Author Index | Title Index
Zen, Drugs and Mysticism.
Zaehner, R. C. (1972).
New York: Pantheon.
ISBN: 0-394-48540-8
Description: First American
edition, 223 pages.
Contents: Foreword, 7
chapters, index.
Note: Originally published
in Drugs,
Mysticism and Makebelieve. This book is an expansion of a
series of three talks delivered on BBC3 and subsequently
printed in The Listener on 5, 12 and 19 November 1970 under
the title of ` Theology, Drugs and
Zen'.
Excerpt(s): This lively
and learned critique of contemporary mysticism contrasts the consciousness-expanding
claims of drug enthusiasts and assorted occultists with the spiritual
discipline and principles of real mystical experience. ... He
finds little significant religious value in contemporary `solutions'
ranging from Monod's position that science
is the only true knowledge, to Zen, LSD, Krishna consciousness,
and Pope John's call for love in the world. (jacket)

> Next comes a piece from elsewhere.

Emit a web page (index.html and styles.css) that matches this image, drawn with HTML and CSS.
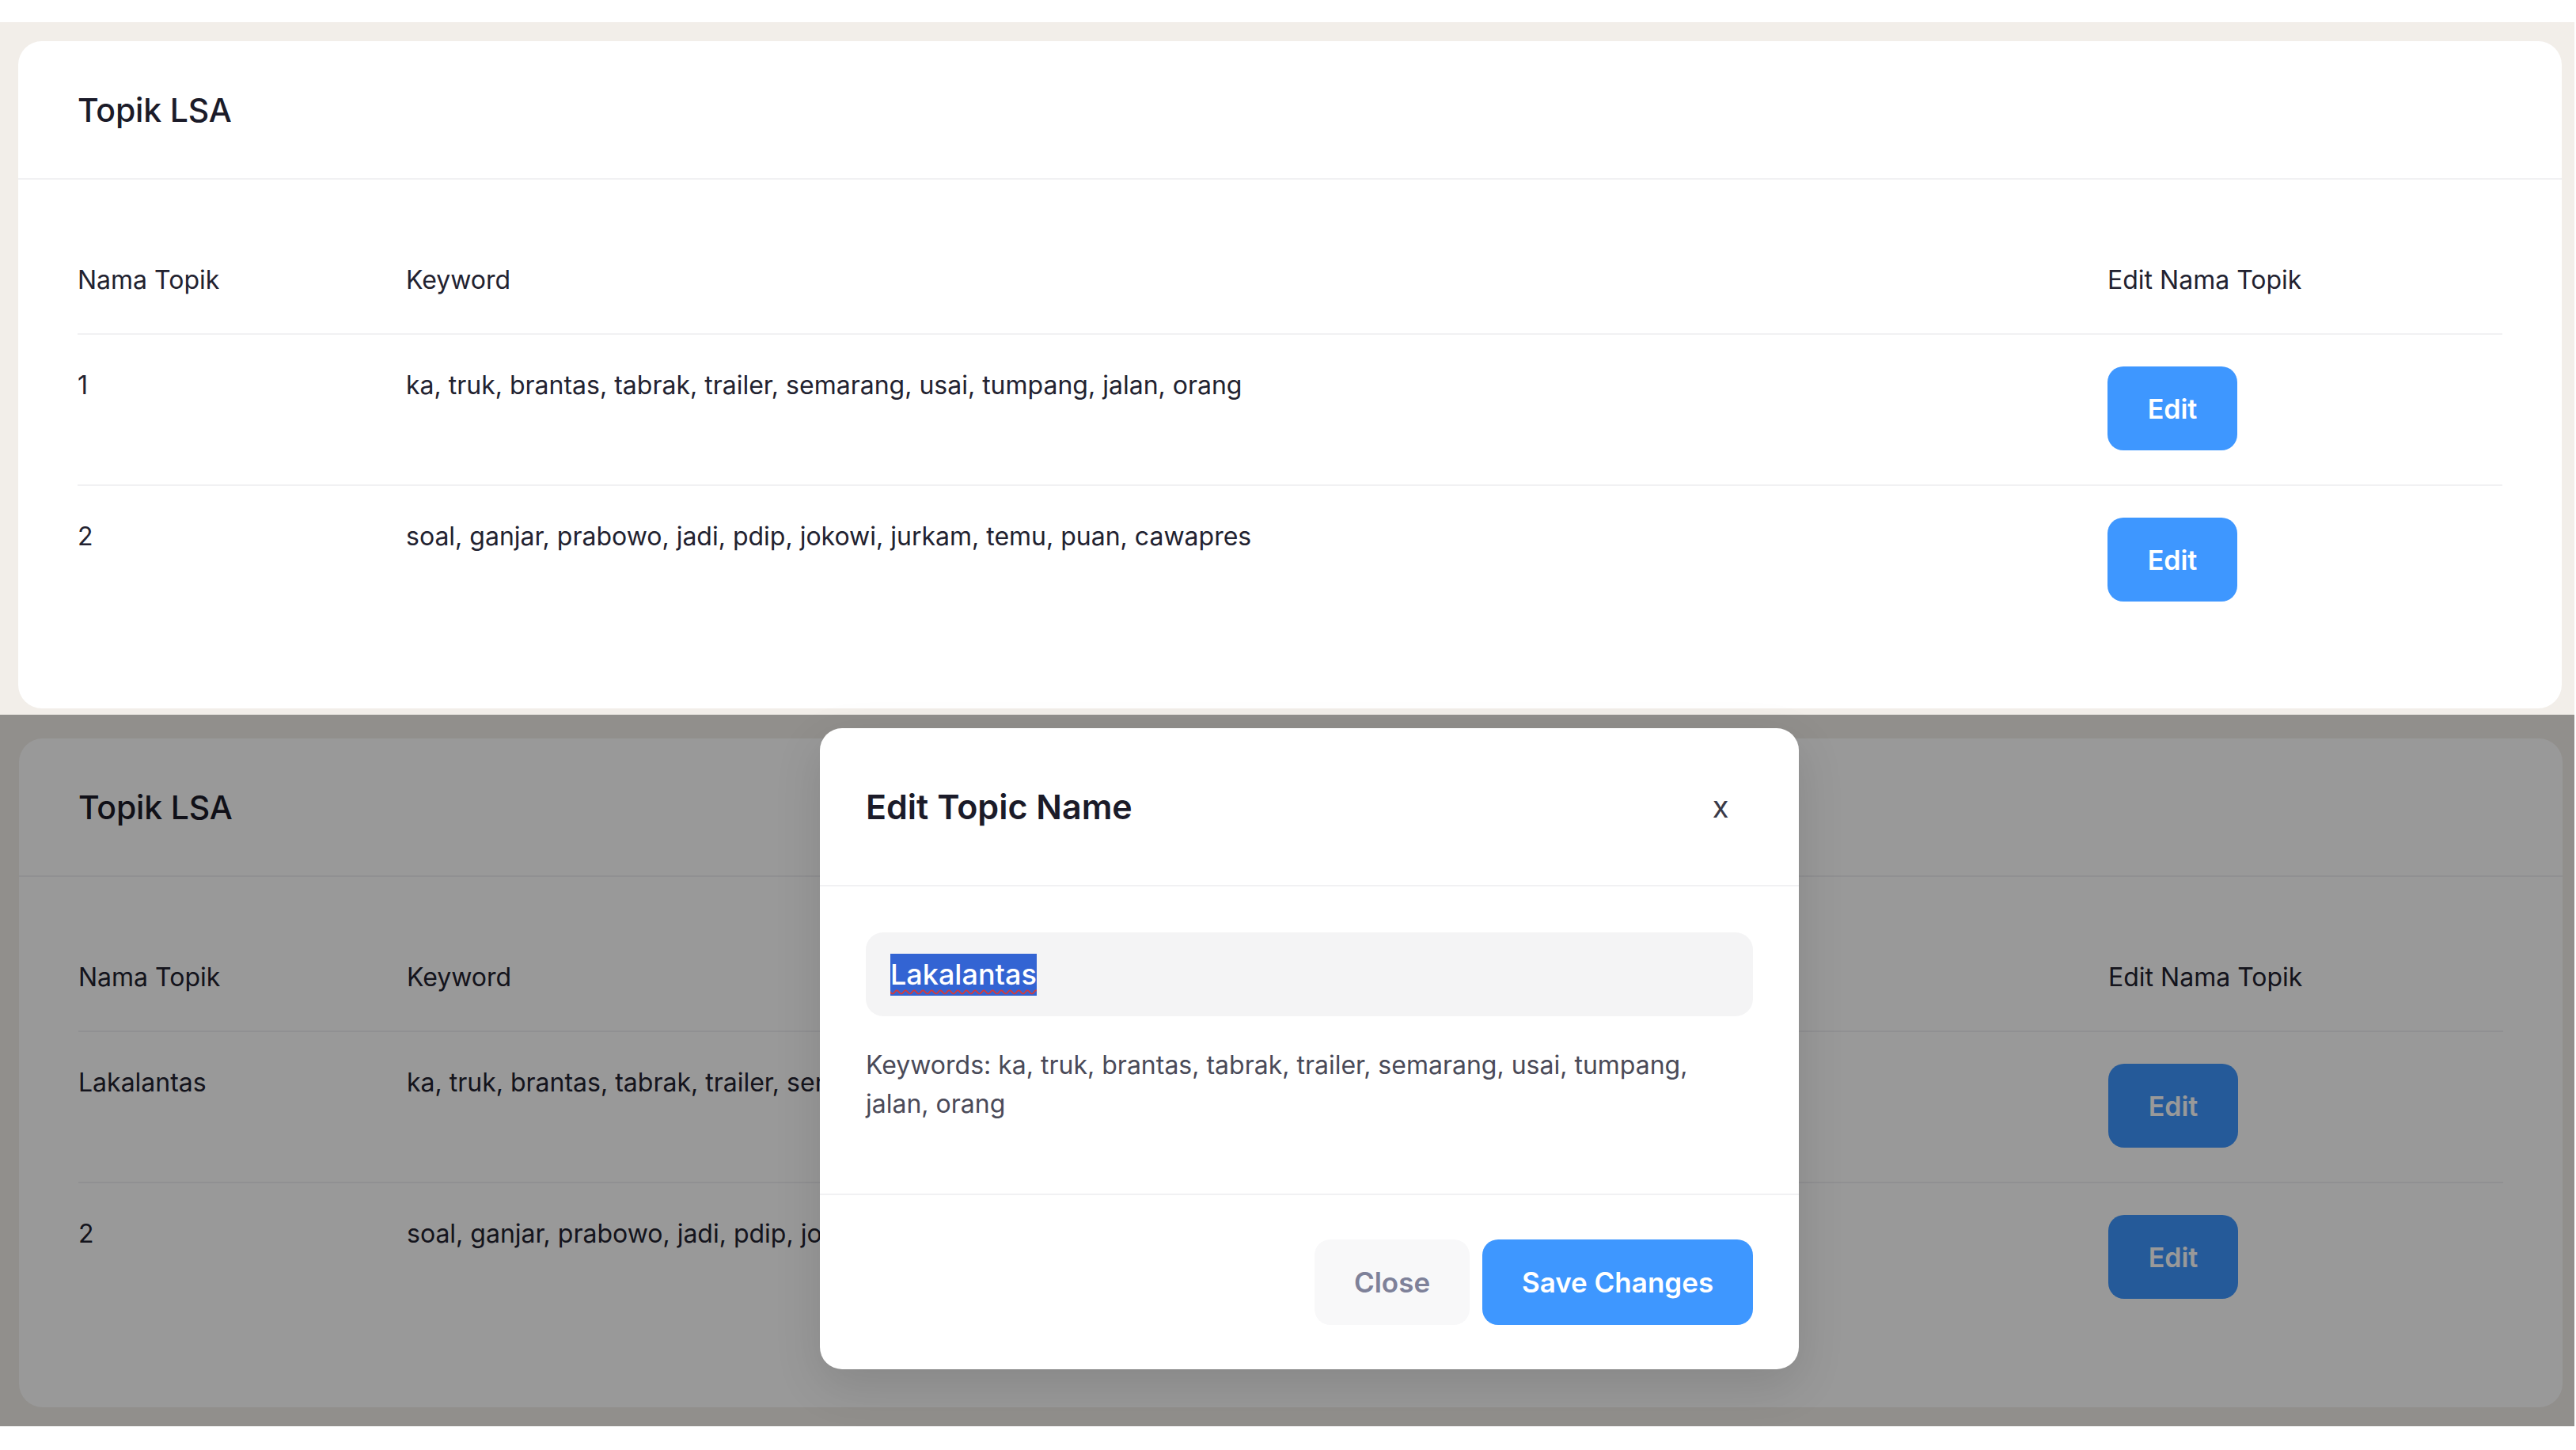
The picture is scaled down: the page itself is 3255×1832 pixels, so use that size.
FILE: index.html
```html
<!DOCTYPE html>
<html lang="id">
<head>
<meta charset="utf-8">
<title>Topik LSA</title>
<link rel="stylesheet" href="styles.css">
</head>
<body>
<div class="top-strip"></div>

<section class="shot shot-one">
  <div class="card">
    <div class="card-header"><h2 class="card-title">Topik LSA</h2></div>
    <div class="card-body">
      <table class="topics">
        <colgroup><col class="c-name"><col class="c-kw"><col class="c-act"></colgroup>
        <thead>
          <tr><th>Nama Topik</th><th>Keyword</th><th>Edit Nama Topik</th></tr>
        </thead>
        <tbody>
          <tr><td>1</td><td>ka, truk, brantas, tabrak, trailer, semarang, usai, tumpang, jalan, orang</td><td><button class="btn-edit">Edit</button></td></tr>
          <tr><td>2</td><td>soal, ganjar, prabowo, jadi, pdip, jokowi, jurkam, temu, puan, cawapres</td><td><button class="btn-edit">Edit</button></td></tr>
        </tbody>
      </table>
    </div>
  </div>
</section>

<section class="shot shot-two">
  <div class="card">
    <div class="card-header"><h2 class="card-title">Topik LSA</h2></div>
    <div class="card-body">
      <table class="topics">
        <colgroup><col class="c-name"><col class="c-kw"><col class="c-act"></colgroup>
        <thead>
          <tr><th>Nama Topik</th><th>Keyword</th><th>Edit Nama Topik</th></tr>
        </thead>
        <tbody>
          <tr><td>Lakalantas</td><td>ka, truk, brantas, tabrak, trailer, semarang, usai, tumpang, jalan, orang</td><td><button class="btn-edit">Edit</button></td></tr>
          <tr><td>2</td><td>soal, ganjar, prabowo, jadi, pdip, jokowi, jurkam, temu, puan, cawapres</td><td><button class="btn-edit">Edit</button></td></tr>
        </tbody>
      </table>
    </div>
  </div>
  <div class="backdrop"></div>
  <div class="modal">
    <div class="modal-header">
      <h3 class="modal-title">Edit Topic Name</h3>
      <button class="modal-close">x</button>
    </div>
    <div class="modal-body">
      <div class="field"><span class="selected">Lakalantas</span></div>
      <p class="kw-note">Keywords: ka, truk, brantas, tabrak, trailer, semarang, usai, tumpang, jalan, orang</p>
    </div>
    <div class="modal-footer">
      <button class="btn-close">Close</button>
      <button class="btn-save">Save Changes</button>
    </div>
  </div>
</section>
</body>
</html>
```

FILE: styles.css
```css
* { box-sizing: border-box; }
html, body { margin: 0; padding: 0; background: #ffffff; }
body {
  font-family: Inter, "Liberation Sans", sans-serif;
  color: #1f1f2e;
  width: 3255px;
}
.top-strip { height: 28px; }

.shot {
  position: relative;
  width: 3253px;
  background: #f2eee9;
  padding-left: 23px;
}
.shot-one { height: 875px; padding-top: 24px; }
.shot-two { height: 899px; padding-top: 30px; padding-left: 24px; }

.card {
  width: 3214px;
  background: #ffffff;
  border-radius: 30px;
}
.shot-one .card { height: 843px; }
.shot-two .card { height: 845px; }

.card-header {
  height: 175px;
  display: flex;
  align-items: center;
  padding: 0 75px;
  border-bottom: 2px solid #f1f1f3;
}
.card-title {
  margin: 0;
  font-size: 41px;
  font-weight: 500;
  color: #1b1b29;
  letter-spacing: -0.2px;
}
.card-body { padding: 59px 75px 0; }

.topics {
  width: 3064px;
  border-collapse: collapse;
  table-layout: fixed;
}
.c-name { width: 415px; }
.c-kw { width: 2150px; }
.c-act { width: 499px; }
.topics th, .topics td {
  text-align: left;
  vertical-align: top;
  font-size: 32px;
  line-height: 47px;
  font-weight: 400;
  color: #222230;
}
.topics th { padding: 44px 0 44px; }
.topics td { padding: 40px 0 43px; }
.topics td:last-child { padding-top: 40px; }
.topics thead tr { border-bottom: 2px solid #f1f1f3; }
.topics tbody tr:first-child { border-bottom: 2px solid #f1f1f3; }

.btn-edit {
  display: block;
  width: 164px;
  height: 106px;
  border: 0;
  border-radius: 20px;
  background: #3e97ff;
  color: #ffffff;
  font-family: Inter, "Liberation Sans", sans-serif;
  font-size: 34px;
  font-weight: 600;
  padding: 0;
}

.backdrop {
  position: absolute;
  inset: 0;
  background: rgba(0, 0, 0, 0.4);
}

.modal {
  position: absolute;
  left: 1036px;
  top: 17px;
  width: 1237px;
  height: 810px;
  background: #ffffff;
  border-radius: 28px;
  box-shadow: 0 20px 60px rgba(0, 0, 0, 0.12);
  display: flex;
  flex-direction: column;
}
.modal-header {
  height: 200px;
  display: flex;
  align-items: center;
  justify-content: space-between;
  padding: 0 58px;
  border-bottom: 2px solid #f1f1f3;
}
.modal-title {
  margin: 0;
  font-size: 43px;
  font-weight: 600;
  color: #1b1b29;
}
.modal-close {
  width: 82px;
  border: 0;
  background: transparent;
  font-family: Inter, "Liberation Sans", sans-serif;
  font-size: 38px;
  line-height: 1;
  font-weight: 400;
  color: #3a3a48;
  padding: 0;
}
.modal-body {
  height: 390px;
  padding: 58px 58px 0;
  border-bottom: 2px solid #f1f1f3;
}
.field {
  height: 106px;
  border-radius: 22px;
  background: #f4f4f5;
  display: flex;
  align-items: center;
  padding-left: 31px;
}
.selected {
  display: inline-block;
  background: #3364d3;
  color: #ffffff;
  font-size: 36px;
  line-height: 53px;
  font-weight: 500;
  text-decoration: underline wavy #d43a3a;
  text-decoration-thickness: 2px;
  text-underline-offset: 6px;
}
.kw-note {
  margin: 37px 0 0;
  font-size: 32px;
  line-height: 49px;
  color: #4a4a58;
}
.modal-footer {
  flex: 1;
  display: flex;
  justify-content: flex-end;
  align-items: center;
  gap: 16px;
  padding: 0 58px;
}
.btn-close, .btn-save {
  height: 108px;
  border: 0;
  border-radius: 20px;
  font-family: Inter, "Liberation Sans", sans-serif;
  font-size: 35px;
  font-weight: 600;
  padding: 0;
}
.btn-close { width: 196px; background: #f8f8f9; color: #7e8199; }
.btn-save { width: 342px; background: #3e97ff; color: #ffffff; }
```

From what we have said in the last chapter it would
seem clear why the Christian establishment should disapprove of
the use of psychedelic drugs. First there is an instinctive religious
reaction that it is sacrilegious to suppose that the use of drugs
can produce the same transports as have been recorded in the history
of Christian mysticism. This reaction is instinctive, not rational.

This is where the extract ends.